Demand for Chromebooks is down by 50% as the pandemic eases need for remote work and learning

The news: Chromebook demand is plummeting compared to a year ago, which could indicate overall sales slowdown in the PC market heading into 2022 per TechRadar. 

Why it’s worth watching: A new report from Trendforce says that demand for Chromebooks has plummeted by 50% in the second half of the year—likely reflecting the greater slowdown affecting the entire PC industry. Chromebooks make up 13% of the entire PC industry per Canalys.

Leading Chromebook manufacturers like Samsung — which grew 2,000% selling 1.2 million Chromebooks in Q1 2020 — are certain to feel the brunt of the sudden demand downturn. The chip and component shortage, higher vaccination rates, and the return to the physical workplace and schools are some of key the reasons cited for the slowdown.

  • Chromebooks saw a tremendous 275% YoY growth in Q1 2021 per Canalys. That demand has since plummeted significantly.
  • Trendforce still expects 36 million Chromebook unit sales for 2021 in light of waning demand. Overall laptop shipments will see a 16.4% YoY increase or a total of 240 million unit sales.
  • The FCC’s $7.17 billion Emergency Connectivity Fund, which was released in July to fund the purchase of notebooks, tablets, and network connectivity for schools and libraries, could buoy demand for laptops and Chromebooks into the next year.

What’s next?
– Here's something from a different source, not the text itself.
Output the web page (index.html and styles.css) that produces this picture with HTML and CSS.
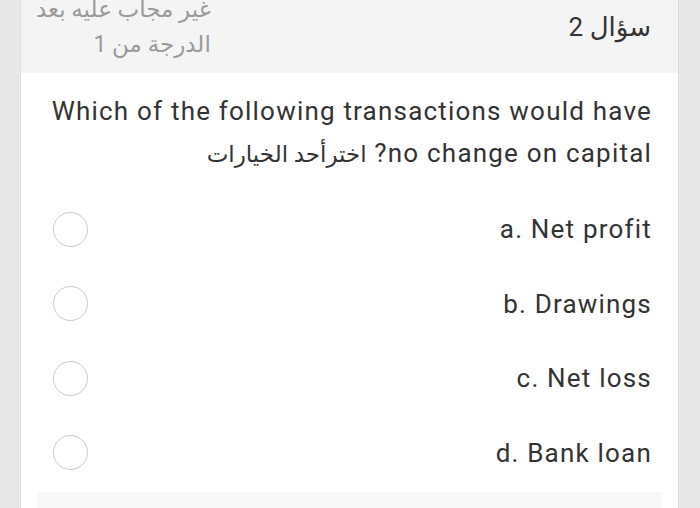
FILE: index.html
```html
<!DOCTYPE html>
<html lang="ar">
<head>
    <meta charset="UTF-8">
    <meta name="viewport" content="width=device-width, initial-scale=1.0">
    <title>سؤال 2</title>
    <link rel="stylesheet" href="styles.css">
</head>
<body>
    <div class="quiz-card">
        <div class="quiz-header">
            <div class="question-status">
                <div>غير مجاب عليه بعد</div>
                <div>الدرجة من 1</div>
            </div>
            <h2 class="question-number" dir="rtl">سؤال 2</h2>
        </div>

        <div class="question-text" dir="rtl">
            Which of the following transactions would have<br>no change on capital? <span class="hint">اخترأحد الخيارات</span>
        </div>

        <div class="options">
            <label class="option">
                <span class="radio"></span>
                <span class="option-label">a. Net profit</span>
            </label>
            <label class="option">
                <span class="radio"></span>
                <span class="option-label">b. Drawings</span>
            </label>
            <label class="option">
                <span class="radio"></span>
                <span class="option-label">c. Net loss</span>
            </label>
            <label class="option">
                <span class="radio"></span>
                <span class="option-label">d. Bank loan</span>
            </label>
        </div>

        <div class="quiz-footer"></div>
    </div>
</body>
</html>
```

FILE: styles.css
```css
* {
    margin: 0;
    padding: 0;
    box-sizing: border-box;
}

body {
    font-family: Roboto, "DejaVu Sans", sans-serif;
    background: #e8e8e8;
    color: #333;
    width: 700px;
    height: 508px;
    overflow: hidden;
}

.quiz-card {
    width: 659px;
    margin: -20px 0 0 20px;
    background: white;
    border-left: 1px solid #dcdcdc;
    border-right: 1px solid #dcdcdc;
    height: 560px;
}

.quiz-header {
    height: 93px;
    background: #f4f4f4;
    display: flex;
    justify-content: space-between;
    align-items: center;
    padding: 0 27px 0 15px;
}

.question-status {
    direction: rtl;
    text-align: right;
    font-size: 23px;
    line-height: 35px;
    color: #9a9a9a;
}

.question-number {
    font-size: 26px;
    font-weight: normal;
    color: #333;
}

.question-text {
    padding: 17px 26px 0 29px;
    font-size: 26px;
    line-height: 42px;
    letter-spacing: 1.2px;
    text-align: right;
}

.question-text .hint {
    font-size: 23px;
    letter-spacing: 0;
}

.options {
    margin-top: 16px;
    padding: 0 26px 0 32px;
}

.option {
    height: 74.5px;
    display: flex;
    justify-content: space-between;
    align-items: center;
}

.radio {
    width: 35px;
    height: 35px;
    border: 1.5px solid #c9c9c9;
    border-radius: 50%;
}

.option-label {
    font-size: 26px;
    letter-spacing: 1.2px;
    color: #333;
}

.quiz-footer {
    margin: 2px 16px 0 16px;
    height: 40px;
    background: #f8f8f8;
}
```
While deceleration in PC demand was expected as vaccination rates increased and schools and offices reopened, the 50% drop in Chromebook demand could be an indicator of a longer-term trend heading into 2022.

This could adversely affect PC manufacturing, which is also compounded by the various chip and component shortages. 

  • PC makers could now have to tamp down their sales expectations, adjust their supply chains, and fine-tune their output for the coming year.